Required task ▸ Leave out the pictures and set down exactly the lines from the start of the listing through the one with "type IconName = 'edit'", both included.
———
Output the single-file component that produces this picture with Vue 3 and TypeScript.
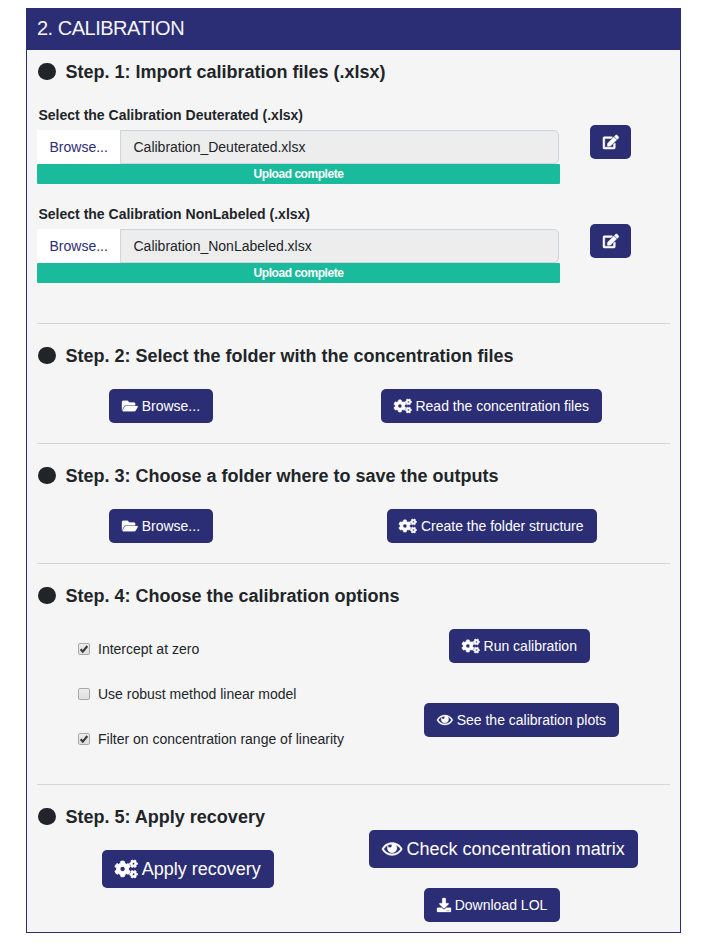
<script setup lang="ts">
import { ref, h, type FunctionalComponent } from 'vue'

type IconName = 'edit' | 'folder' | 'cogs' | 'eye' | 'download'

const smallCog =
  'M512.1 191l-8.2 14.3c-3 5.3-9.4 7.5-15.1 5.4-11.8-4.4-22.6-10.7-32.1-18.6-4.6-3.8-5.8-10.5-2.8-15.7l8.2-14.3c-6.9-8-12.3-17.3-15.9-27.4h-16.5c-6 0-11.2-4.3-12.2-10.3-2-12-2.1-24.6 0-37.1 1-6 6.2-10.4 12.2-10.4h16.5c3.6-10.1 9-19.4 15.9-27.4l-8.2-14.3c-3-5.2-1.9-11.9 2.8-15.7 9.5-7.9 20.4-14.2 32.1-18.6 5.7-2.1 12.1.1 15.1 5.4l8.2 14.3c10.5-1.9 21.2-1.9 31.7 0L552 6.3c3-5.3 9.4-7.5 15.1-5.4 11.8 4.4 22.6 10.7 32.1 18.6 4.6 3.8 5.8 10.5 2.8 15.7l-8.2 14.3c6.9 8 12.3 17.3 15.9 27.4h16.5c6 0 11.2 4.3 12.2 10.3 2 12 2.1 24.6 0 37.1-1 6-6.2 10.4-12.2 10.4h-16.5c-3.6 10.1-9 19.4-15.9 27.4l8.2 14.3c3 5.2 1.9 11.9-2.8 15.7-9.5 7.9-20.4 14.2-32.1 18.6-5.7 2.1-12.1-.1-15.1-5.4l-8.2-14.3c-10.4 1.9-21.2 1.9-31.7 0zm-10.5-58.8c38.5 29.6 82.4-14.3 52.8-52.8-38.5-29.7-82.4 14.3-52.8 52.8z'
const largeCog =
  'M386.3 286.1l33.7 16.8c10.1 5.8 14.5 18.1 10.5 29.1-8.9 24.2-26.4 46.4-42.6 65.8-7.4 8.9-20.2 11.1-30.3 5.3l-29.1-16.8c-16 13.7-34.6 24.6-54.9 31.7v33.6c0 11.6-8.3 21.6-19.7 23.6-24.6 4.2-50.4 4.4-75.9 0-11.5-2-20-11.9-20-23.6V418c-20.3-7.2-38.9-18-54.9-31.7L74 403c-10 5.8-22.9 3.6-30.3-5.3-16.2-19.4-33.3-41.6-42.2-65.7-4-10.9.4-23.2 10.5-29.1l33.3-16.8c-3.9-20.9-3.9-42.4 0-63.4L12 205.8c-10.1-5.8-14.6-18.1-10.5-29 8.9-24.2 26-46.4 42.2-65.8 7.4-8.9 20.2-11.1 30.3-5.3l29.1 16.8c16-13.7 34.6-24.6 54.9-31.7V57.1c0-11.5 8.2-21.5 19.6-23.5 24.6-4.2 50.5-4.4 76-.1 11.5 2 20 11.9 20 23.6v33.6c20.3 7.2 38.9 18 54.9 31.7l29.1-16.8c10-5.8 22.9-3.6 30.3 5.3 16.2 19.4 33.2 41.6 42.1 65.8 4 10.9.1 23.2-10 29.1l-33.7 16.8c3.9 21 3.9 42.5 0 63.5zm-117.6 21.1c59.2-77-28.7-164.9-105.7-105.7-59.2 77 28.7 164.9 105.7 105.7z'

const icons: Record<IconName, { width: number; stroke: number; paths: { d: string; shift?: number }[] }> = {
  edit: {
    width: 576,
    stroke: 18,
    paths: [{ d: 'M402.6 83.2l90.2 90.2c3.8 3.8 3.8 10 0 13.8L274.4 405.6l-92.8 10.3c-12.4 1.4-22.9-9.1-21.5-21.5l10.3-92.8L388.8 83.2c3.8-3.8 10-3.8 13.8 0zm162-22.9l-48.8-48.8c-15.2-15.2-39.9-15.2-55.2 0l-35.4 35.4c-3.8 3.8-3.8 10 0 13.8l90.2 90.2c3.8 3.8 10 3.8 13.8 0l35.4-35.4c15.2-15.3 15.2-40 0-55.2zM384 346.2V448H64V128h229.8c3.2 0 6.2-1.3 8.5-3.5l40-40c7.6-7.6 2.2-20.5-8.5-20.5H48C21.5 64 0 85.5 0 112v352c0 26.5 21.5 48 48 48h352c26.5 0 48-21.5 48-48V306.2c0-10.7-12.9-16-20.5-8.5l-40 40c-2.2 2.3-3.5 5.3-3.5 8.5z' }],
  },
  folder: {
    width: 576,
    stroke: 12,
    paths: [{ d: 'M572.694 292.093L500.27 416.248A63.997 63.997 0 0 1 444.989 448H45.025c-18.523 0-30.064-20.093-20.731-36.093l72.424-124.155A64 64 0 0 1 152 256h399.964c18.523 0 30.064 20.093 20.73 36.093zM152 224h328v-48c0-26.51-21.49-48-48-48H272l-64-64H48C21.49 64 0 85.49 0 112v278.046l69.077-118.418C86.214 242.25 117.989 224 152 224z' }],
  },
  cogs: {
    width: 640,
    stroke: 22,
    paths: [{ d: smallCog }, { d: largeCog }, { d: smallCog, shift: 298.9 }],
  },
  eye: {
    width: 576,
    stroke: 10,
    paths: [{ d: 'M569.354 231.631C512.969 135.949 407.81 72 288 72 168.14 72 63.004 135.994 6.646 231.631a47.999 47.999 0 0 0 0 48.739C63.031 376.051 168.19 440 288 440c119.86 0 224.996-63.994 281.354-159.631a47.997 47.997 0 0 0 0-48.738zM288 392c-102.556 0-192.091-54.701-240-136 44.157-74.933 123.677-127.27 216.162-135.007C273.958 131.078 280 144.83 280 160c0 30.928-25.072 56-56 56s-56-25.072-56-56l.001-.042C157.794 179.043 152 200.844 152 224c0 75.111 60.889 136 136 136s136-60.889 136-136c0-31.031-10.4-59.629-27.895-82.515C451.704 164.638 498.009 205.106 528 256c-47.908 81.299-137.444 136-240 136z' }],
  },
  download: {
    width: 512,
    stroke: 10,
    paths: [{ d: 'M216 0h80c13.3 0 24 10.7 24 24v168h87.7c17.8 0 26.7 21.5 14.1 34.1L269.7 378.3c-7.5 7.5-19.8 7.5-27.3 0L90.1 226.1c-12.6-12.6-3.7-34.1 14.1-34.1H192V24c0-13.3 10.7-24 24-24zm296 376v112c0 13.3-10.7 24-24 24H24c-13.3 0-24-10.7-24-24V376c0-13.3 10.7-24 24-24h146.7l49 49c20.1 20.1 52.5 20.1 72.6 0l49-49H488c13.3 0 24 10.7 24 24zm-124 88c0-11-9-20-20-20s-20 9-20 20 9 20 20 20 20-9 20-20zm64 0c0-11-9-20-20-20s-20 9-20 20 9 20 20 20 20-9 20-20z' }],
  },
}

const Icon: FunctionalComponent<{ name: IconName }> = (props) => {
  const icon = icons[props.name]
  return h(
    'svg',
    {
      viewBox: `0 0 ${icon.width} 512`,
      width: `${icon.width / 512}em`,
      height: '1em',
      fill: 'currentColor',
      stroke: 'currentColor',
      'stroke-width': icon.stroke,
      overflow: 'visible',
      'aria-hidden': 'true',
    },
    icon.paths.map((p) => h('path', { d: p.d, transform: p.shift ? `translate(0 ${p.shift})` : undefined })),
  )
}
Icon.props = ['name']

const uploads = [
  { label: 'Select the Calibration Deuterated (.xlsx)', file: 'Calibration_Deuterated.xlsx' },
  { label: 'Select the Calibration NonLabeled (.xlsx)', file: 'Calibration_NonLabeled.xlsx' },
]

const options = ref([
  { label: 'Intercept at zero', checked: true },
  { label: 'Use robust method linear model', checked: false },
  { label: 'Filter on concentration range of linearity', checked: true },
])
</script>

<template>
  <main class="panel">
    <header class="panel-header">2. CALIBRATION</header>

    <section class="step step-import">
      <h2 class="title"><span class="dot"></span>Step. 1: Import calibration files (.xlsx)</h2>
      <div v-for="u in uploads" :key="u.file" class="upload">
        <div class="upload-main">
          <div class="label">{{ u.label }}</div>
          <div class="file-row">
            <button class="file-browse">Browse...</button>
            <div class="file-name">{{ u.file }}</div>
          </div>
          <div class="progress">Upload complete</div>
        </div>
        <button class="btn btn-edit"><Icon name="edit" /></button>
      </div>
    </section>

    <section class="step step-row">
      <h2 class="title"><span class="dot"></span>Step. 2: Select the folder with the concentration files</h2>
      <div class="actions">
        <div class="cell"><button class="btn w-browse"><Icon name="folder" />Browse...</button></div>
        <div class="cell"><button class="btn w-read"><Icon name="cogs" />Read the concentration files</button></div>
      </div>
    </section>

    <section class="step step-row">
      <h2 class="title"><span class="dot"></span>Step. 3: Choose a folder where to save the outputs</h2>
      <div class="actions">
        <div class="cell"><button class="btn w-browse"><Icon name="folder" />Browse...</button></div>
        <div class="cell"><button class="btn w-create"><Icon name="cogs" />Create the folder structure</button></div>
      </div>
    </section>

    <section class="step step-options">
      <h2 class="title"><span class="dot"></span>Step. 4: Choose the calibration options</h2>
      <div class="options-body">
        <div class="options">
          <label v-for="o in options" :key="o.label" class="option">
            <input v-model="o.checked" type="checkbox" class="native" />
            <span class="box">
              <svg v-if="o.checked" viewBox="0 0 12 12" width="12" height="12"><path d="M2.6 6.3 4.8 8.6 9.3 3" fill="none" stroke="#3c3c3c" stroke-width="2.2" /></svg>
            </span>
            <span>{{ o.label }}</span>
          </label>
        </div>
        <div class="run-actions">
          <button class="btn w-run"><Icon name="cogs" />Run calibration</button>
          <button class="btn w-plots"><Icon name="eye" />See the calibration plots</button>
        </div>
      </div>
    </section>

    <section class="step step-recovery">
      <div class="recovery-left">
        <h2 class="title"><span class="dot"></span>Step. 5: Apply recovery</h2>
        <button class="btn btn-lg w-apply"><Icon name="cogs" />Apply recovery</button>
      </div>
      <div class="recovery-right">
        <button class="btn btn-lg w-check"><Icon name="eye" />Check concentration matrix</button>
        <button class="btn w-download"><Icon name="download" />Download LOL</button>
      </div>
    </section>
  </main>
</template>

<style>
body {
  margin: 0;
  background: #fff;
}
</style>

<style scoped>
* {
  box-sizing: border-box;
}
.panel {
  width: 655px;
  height: 925px;
  margin: 8px 0 0 26px;
  border: 1px solid #2c2e75;
  background: #f5f5f5;
  color: #212529;
  font-family: 'Liberation Sans', Arial, sans-serif;
  font-size: 14px;
  line-height: 20px;
  white-space: nowrap;
}
.panel-header {
  height: 41px;
  padding: 0 10px;
  background: #2c2e75;
  color: #f5f5f5;
  font-size: 20px;
  line-height: 39px;
  letter-spacing: -0.5px;
}
.step {
  margin: 0 10px;
  border-bottom: 1px solid #d6d6d6;
}
.step:last-child {
  border-bottom: 0;
}
.title {
  display: flex;
  align-items: center;
  gap: 10px;
  height: 24px;
  margin: 0;
  font-size: 18px;
  line-height: 24px;
  font-weight: 700;
}
.dot {
  width: 17.5px;
  height: 17.5px;
  margin: 0 0 1.5px 1px;
  border-radius: 50%;
  background: #212529;
}
.step-import {
  height: 274px;
  padding-top: 10px;
}
.upload {
  display: flex;
  gap: 30px;
  height: 99px;
  padding-top: 21px;
}
.upload-main {
  width: 523px;
}
.label {
  height: 25px;
  padding-left: 1.5px;
  font-weight: 700;
}
.file-row {
  display: flex;
  width: 522px;
  height: 34px;
}
.file-browse {
  width: 83px;
  padding: 0 0 0 12.5px;
  border: 0;
  background: #fff;
  color: #2c2e75;
  font: inherit;
  text-align: left;
}
.file-name {
  flex: 1;
  padding: 6px 12.5px;
  border: 1px solid #ced4da;
  border-radius: 0 5px 5px 0;
  background: #ededed;
}
.progress {
  height: 20px;
  border-radius: 1px;
  background: #1abb9c;
  color: #fff;
  font-size: 12px;
  font-weight: 700;
  letter-spacing: -0.46px;
  text-align: center;
}
.btn {
  display: flex;
  align-items: center;
  justify-content: center;
  gap: 4px;
  height: 34px;
  padding: 0;
  border: 0;
  border-radius: 5px;
  background: #2c2e75;
  color: #fff;
  font: inherit;
}
.btn svg {
  flex: none;
}
.btn-lg {
  height: 38px;
  font-size: 18px;
}
.btn-edit {
  width: 41px;
  margin-top: 20px;
}
.step-row {
  height: 120px;
  padding-top: 20px;
}
.actions {
  display: flex;
  padding-top: 21px;
}
.cell {
  display: flex;
  justify-content: center;
  width: 248px;
}
.cell + .cell {
  width: 385px;
  padding-left: 28px;
}
.w-browse { width: 104px; }
.w-read { width: 221px; }
.w-create { width: 210px; }
.w-run { width: 141px; }
.w-plots { width: 195px; }
.w-apply { width: 172px; }
.w-check { width: 269px; }
.w-download { width: 136px; }
.step-options {
  height: 221px;
  padding-top: 20px;
}
.options-body {
  display: flex;
}
.options {
  display: flex;
  flex-direction: column;
  gap: 25px;
  width: 387px;
  padding: 31px 0 0 41px;
}
.option {
  display: flex;
  align-items: center;
  gap: 8px;
  height: 20px;
}
.native {
  display: none;
}
.box {
  display: flex;
  align-items: center;
  justify-content: center;
  width: 12px;
  height: 12px;
  border: 1px solid #a9a9a9;
  border-radius: 2px;
  background: linear-gradient(#ededed, #dedede);
}
.box svg {
  flex: none;
}
.run-actions {
  display: flex;
  flex-direction: column;
  gap: 40px;
  padding-top: 21px;
}
.w-run {
  margin-left: 25px;
}
.step-recovery {
  display: flex;
  padding-top: 20px;
}
.recovery-left {
  width: 332px;
}
.w-apply {
  margin: 21px 0 0 65px;
}
.recovery-right {
  display: flex;
  flex-direction: column;
  gap: 20px;
  padding-top: 25px;
}
.w-download {
  margin-left: 55px;
}
</style>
———
Result of the exercise ▸
Output the single-file component that produces this picture with Vue 3 and TypeScript.
<script setup lang="ts">
import { ref, h, type FunctionalComponent } from 'vue'

type IconName = 'edit' | 'folder' | 'cogs' | 'eye' | 'download'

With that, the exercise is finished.